Produce a word-for-word copy of the listing below without its pictures.

* [Supplied material]:
####

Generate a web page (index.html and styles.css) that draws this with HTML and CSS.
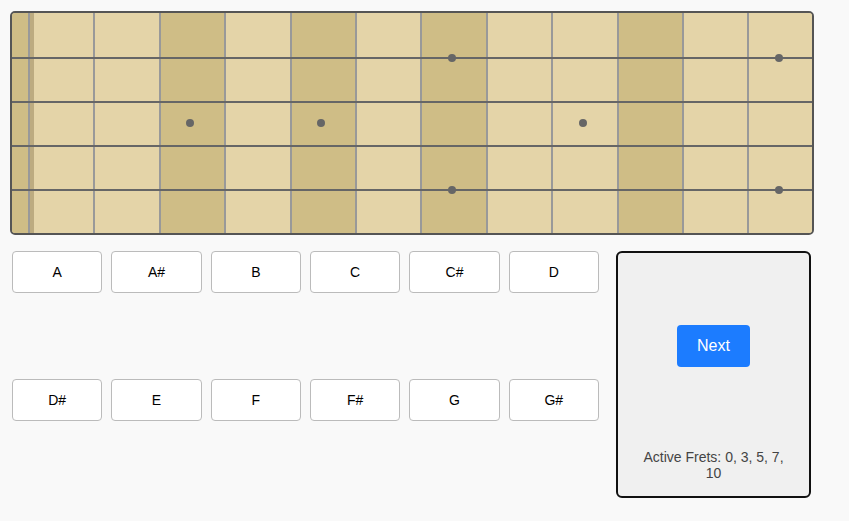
FILE: index.html
```html
<!DOCTYPE html>
<html lang="en">
<head>
    <meta charset="UTF-8">
    <title>Fretboard Trainer</title>
    <link rel="stylesheet" href="styles.css">
</head>
<body>
    <div class="fretboard">
        <div class="fret open active"></div>
        <div class="fret"></div>
        <div class="fret"></div>
        <div class="fret active"><span class="dot mid"></span></div>
        <div class="fret"></div>
        <div class="fret active"><span class="dot mid"></span></div>
        <div class="fret"></div>
        <div class="fret active"><span class="dot top"></span><span class="dot bottom"></span></div>
        <div class="fret"></div>
        <div class="fret"><span class="dot mid"></span></div>
        <div class="fret active"></div>
        <div class="fret"></div>
        <div class="fret"><span class="dot top"></span><span class="dot bottom"></span></div>
        <div class="string s1"></div>
        <div class="string s2"></div>
        <div class="string s3"></div>
        <div class="string s4"></div>
    </div>

    <div class="controls">
        <div class="notes">
            <button class="note">A</button>
            <button class="note">A#</button>
            <button class="note">B</button>
            <button class="note">C</button>
            <button class="note">C#</button>
            <button class="note">D</button>
            <button class="note">D#</button>
            <button class="note">E</button>
            <button class="note">F</button>
            <button class="note">F#</button>
            <button class="note">G</button>
            <button class="note">G#</button>
        </div>
        <div class="panel">
            <div class="panel-action">
                <button class="next">Next</button>
            </div>
            <p class="active-frets">Active Frets: 0, 3, 5, 7, 10</p>
        </div>
    </div>
</body>
</html>
```

FILE: styles.css
```css
body {
    margin: 0;
    padding: 11px 10px;
    background-color: #f9f9f9;
    font-family: "Liberation Sans", Arial, Helvetica, sans-serif;
    color: #000;
}
.fretboard {
    position: relative;
    display: flex;
    width: 800px;
    height: 220px;
    border: 2px solid #555;
    border-radius: 5px;
    overflow: hidden;
    background-color: #e4d4a8;
}
.fret {
    position: relative;
    flex: 0 0 65.4px;
    box-sizing: border-box;
    border-right: 2px solid #999;
    background-color: #e4d4a8;
}
.fret.open {
    flex: 0 0 18px;
}
.fret.open + .fret {
    border-left: 4px solid #bcab80;
}
.fret:nth-child(13) {
    flex: 1;
    border-right: none;
}
.fret.active {
    background-color: #cfbd86;
}
.string {
    position: absolute;
    left: 0;
    right: 0;
    height: 2px;
    background-color: #666;
}
.s1 { top: 20%; }
.s2 { top: 40%; }
.s3 { top: 60%; }
.s4 { top: 80%; }
.dot {
    position: absolute;
    z-index: 1;
    width: 8px;
    height: 8px;
    margin: -4px 0 0 -6px;
    left: 50%;
    border-radius: 50%;
    background-color: #666;
}
.dot.top { top: calc(20% + 1px); }
.dot.mid { top: 50%; }
.dot.bottom { top: calc(80% + 1px); }

.controls {
    display: flex;
    gap: 17px;
    width: 799px;
    height: 247px;
    margin: 16px 0 0 2px;
}
.notes {
    display: grid;
    width: 587px;
    grid-template-columns: repeat(6, 1fr);
    grid-template-rows: 1fr 1fr;
    gap: 9px;
    align-items: start;
}
.note {
    height: 42px;
    background-color: #fff;
    border: 1px solid #bbb;
    border-radius: 4px;
    font-family: inherit;
    font-size: 14px;
    color: #000;
}
.panel {
    display: flex;
    flex-direction: column;
    box-sizing: border-box;
    width: 195px;
    padding: 10px 20px 15px;
    background-color: #f0f0f0;
    border: 2px solid #111;
    border-radius: 6px;
}
.panel-action {
    flex: 1;
    display: flex;
    align-items: center;
    justify-content: center;
}
.next {
    height: 42px;
    padding: 0 20px;
    background-color: #1c7cff;
    color: #fff;
    border: none;
    border-radius: 4px;
    font-family: inherit;
    font-size: 16px;
}
.active-frets {
    margin: 20px 0 0;
    text-align: center;
    font-size: 14px;
    line-height: 16px;
    color: #444;
}
```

####

* [Written reply]:
Generate a web page (index.html and styles.css) that draws this with HTML and CSS.
FILE: index.html
```html
<!DOCTYPE html>
<html lang="en">
<head>
    <meta charset="UTF-8">
    <title>Fretboard Trainer</title>
    <link rel="stylesheet" href="styles.css">
</head>
<body>
    <div class="fretboard">
        <div class="fret open active"></div>
        <div class="fret"></div>
        <div class="fret"></div>
        <div class="fret active"><span class="dot mid"></span></div>
        <div class="fret"></div>
        <div class="fret active"><span class="dot mid"></span></div>
        <div class="fret"></div>
        <div class="fret active"><span class="dot top"></span><span class="dot bottom"></span></div>
        <div class="fret"></div>
        <div class="fret"><span class="dot mid"></span></div>
        <div class="fret active"></div>
        <div class="fret"></div>
        <div class="fret"><span class="dot top"></span><span class="dot bottom"></span></div>
        <div class="string s1"></div>
        <div class="string s2"></div>
        <div class="string s3"></div>
        <div class="string s4"></div>
    </div>

    <div class="controls">
        <div class="notes">
            <button class="note">A</button>
            <button class="note">A#</button>
            <button class="note">B</button>
            <button class="note">C</button>
            <button class="note">C#</button>
            <button class="note">D</button>
            <button class="note">D#</button>
            <button class="note">E</button>
            <button class="note">F</button>
            <button class="note">F#</button>
            <button class="note">G</button>
            <button class="note">G#</button>
        </div>
        <div class="panel">
            <div class="panel-action">
                <button class="next">Next</button>
            </div>
            <p class="active-frets">Active Frets: 0, 3, 5, 7, 10</p>
        </div>
    </div>
</body>
</html>
```

FILE: styles.css
```css
body {
    margin: 0;
    padding: 11px 10px;
    background-color: #f9f9f9;
    font-family: "Liberation Sans", Arial, Helvetica, sans-serif;
    color: #000;
}
.fretboard {
    position: relative;
    display: flex;
    width: 800px;
    height: 220px;
    border: 2px solid #555;
    border-radius: 5px;
    overflow: hidden;
    background-color: #e4d4a8;
}
.fret {
    position: relative;
    flex: 0 0 65.4px;
    box-sizing: border-box;
    border-right: 2px solid #999;
    background-color: #e4d4a8;
}
.fret.open {
    flex: 0 0 18px;
}
.fret.open + .fret {
    border-left: 4px solid #bcab80;
}
.fret:nth-child(13) {
    flex: 1;
    border-right: none;
}
.fret.active {
    background-color: #cfbd86;
}
.string {
    position: absolute;
    left: 0;
    right: 0;
    height: 2px;
    background-color: #666;
}
.s1 { top: 20%; }
.s2 { top: 40%; }
.s3 { top: 60%; }
.s4 { top: 80%; }
.dot {
    position: absolute;
    z-index: 1;
    width: 8px;
    height: 8px;
    margin: -4px 0 0 -6px;
    left: 50%;
    border-radius: 50%;
    background-color: #666;
}
.dot.top { top: calc(20% + 1px); }
.dot.mid { top: 50%; }
.dot.bottom { top: calc(80% + 1px); }

.controls {
    display: flex;
    gap: 17px;
    width: 799px;
    height: 247px;
    margin: 16px 0 0 2px;
}
.notes {
    display: grid;
    width: 587px;
    grid-template-columns: repeat(6, 1fr);
    grid-template-rows: 1fr 1fr;
    gap: 9px;
    align-items: start;
}
.note {
    height: 42px;
    background-color: #fff;
    border: 1px solid #bbb;
    border-radius: 4px;
    font-family: inherit;
    font-size: 14px;
    color: #000;
}
.panel {
    display: flex;
    flex-direction: column;
    box-sizing: border-box;
    width: 195px;
    padding: 10px 20px 15px;
    background-color: #f0f0f0;
    border: 2px solid #111;
    border-radius: 6px;
}
.panel-action {
    flex: 1;
    display: flex;
    align-items: center;
    justify-content: center;
}
.next {
    height: 42px;
    padding: 0 20px;
    background-color: #1c7cff;
    color: #fff;
    border: none;
    border-radius: 4px;
    font-family: inherit;
    font-size: 16px;
}
.active-frets {
    margin: 20px 0 0;
    text-align: center;
    font-size: 14px;
    line-height: 16px;
    color: #444;
}
```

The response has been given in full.